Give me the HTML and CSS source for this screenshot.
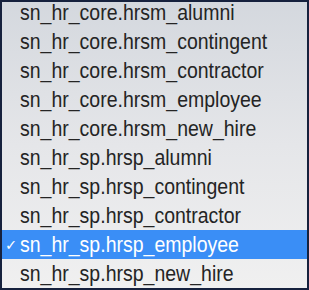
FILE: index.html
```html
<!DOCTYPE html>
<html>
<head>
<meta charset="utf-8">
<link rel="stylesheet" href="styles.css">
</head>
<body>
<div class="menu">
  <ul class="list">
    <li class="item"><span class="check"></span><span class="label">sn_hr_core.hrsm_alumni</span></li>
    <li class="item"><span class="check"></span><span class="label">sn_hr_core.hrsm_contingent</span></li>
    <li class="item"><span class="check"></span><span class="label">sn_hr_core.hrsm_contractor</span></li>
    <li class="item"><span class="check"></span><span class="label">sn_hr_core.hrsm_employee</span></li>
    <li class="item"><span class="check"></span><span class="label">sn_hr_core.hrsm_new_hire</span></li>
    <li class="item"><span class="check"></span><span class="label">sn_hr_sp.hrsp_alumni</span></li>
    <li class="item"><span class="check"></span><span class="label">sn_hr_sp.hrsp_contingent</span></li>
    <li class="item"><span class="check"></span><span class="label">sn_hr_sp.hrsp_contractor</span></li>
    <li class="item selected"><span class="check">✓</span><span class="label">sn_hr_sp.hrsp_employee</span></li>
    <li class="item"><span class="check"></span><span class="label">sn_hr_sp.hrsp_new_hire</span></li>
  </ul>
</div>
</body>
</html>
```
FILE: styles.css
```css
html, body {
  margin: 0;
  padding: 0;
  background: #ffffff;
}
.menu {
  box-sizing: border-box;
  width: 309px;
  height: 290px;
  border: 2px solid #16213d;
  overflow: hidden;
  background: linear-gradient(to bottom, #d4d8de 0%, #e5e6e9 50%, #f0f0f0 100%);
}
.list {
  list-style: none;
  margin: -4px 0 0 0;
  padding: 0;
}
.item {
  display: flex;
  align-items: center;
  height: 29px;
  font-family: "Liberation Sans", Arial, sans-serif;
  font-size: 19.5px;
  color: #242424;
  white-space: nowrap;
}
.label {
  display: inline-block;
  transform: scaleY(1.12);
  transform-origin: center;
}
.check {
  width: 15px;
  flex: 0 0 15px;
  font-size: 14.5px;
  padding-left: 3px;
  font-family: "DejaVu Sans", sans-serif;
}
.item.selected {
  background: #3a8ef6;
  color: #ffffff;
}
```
════
What is needed is an exact reproduction of the data, pictures excluded.

Give me the HTML and CSS source for this screenshot.
FILE: index.html
```html
<!DOCTYPE html>
<html>
<head>
<meta charset="utf-8">
<link rel="stylesheet" href="styles.css">
</head>
<body>
<div class="menu">
  <ul class="list">
    <li class="item"><span class="check"></span><span class="label">sn_hr_core.hrsm_alumni</span></li>
    <li class="item"><span class="check"></span><span class="label">sn_hr_core.hrsm_contingent</span></li>
    <li class="item"><span class="check"></span><span class="label">sn_hr_core.hrsm_contractor</span></li>
    <li class="item"><span class="check"></span><span class="label">sn_hr_core.hrsm_employee</span></li>
    <li class="item"><span class="check"></span><span class="label">sn_hr_core.hrsm_new_hire</span></li>
    <li class="item"><span class="check"></span><span class="label">sn_hr_sp.hrsp_alumni</span></li>
    <li class="item"><span class="check"></span><span class="label">sn_hr_sp.hrsp_contingent</span></li>
    <li class="item"><span class="check"></span><span class="label">sn_hr_sp.hrsp_contractor</span></li>
    <li class="item selected"><span class="check">✓</span><span class="label">sn_hr_sp.hrsp_employee</span></li>
    <li class="item"><span class="check"></span><span class="label">sn_hr_sp.hrsp_new_hire</span></li>
  </ul>
</div>
</body>
</html>
```
FILE: styles.css
```css
html, body {
  margin: 0;
  padding: 0;
  background: #ffffff;
}
.menu {
  box-sizing: border-box;
  width: 309px;
  height: 290px;
  border: 2px solid #16213d;
  overflow: hidden;
  background: linear-gradient(to bottom, #d4d8de 0%, #e5e6e9 50%, #f0f0f0 100%);
}
.list {
  list-style: none;
  margin: -4px 0 0 0;
  padding: 0;
}
.item {
  display: flex;
  align-items: center;
  height: 29px;
  font-family: "Liberation Sans", Arial, sans-serif;
  font-size: 19.5px;
  color: #242424;
  white-space: nowrap;
}
.label {
  display: inline-block;
  transform: scaleY(1.12);
  transform-origin: center;
}
.check {
  width: 15px;
  flex: 0 0 15px;
  font-size: 14.5px;
  padding-left: 3px;
  font-family: "DejaVu Sans", sans-serif;
}
.item.selected {
  background: #3a8ef6;
  color: #ffffff;
}
```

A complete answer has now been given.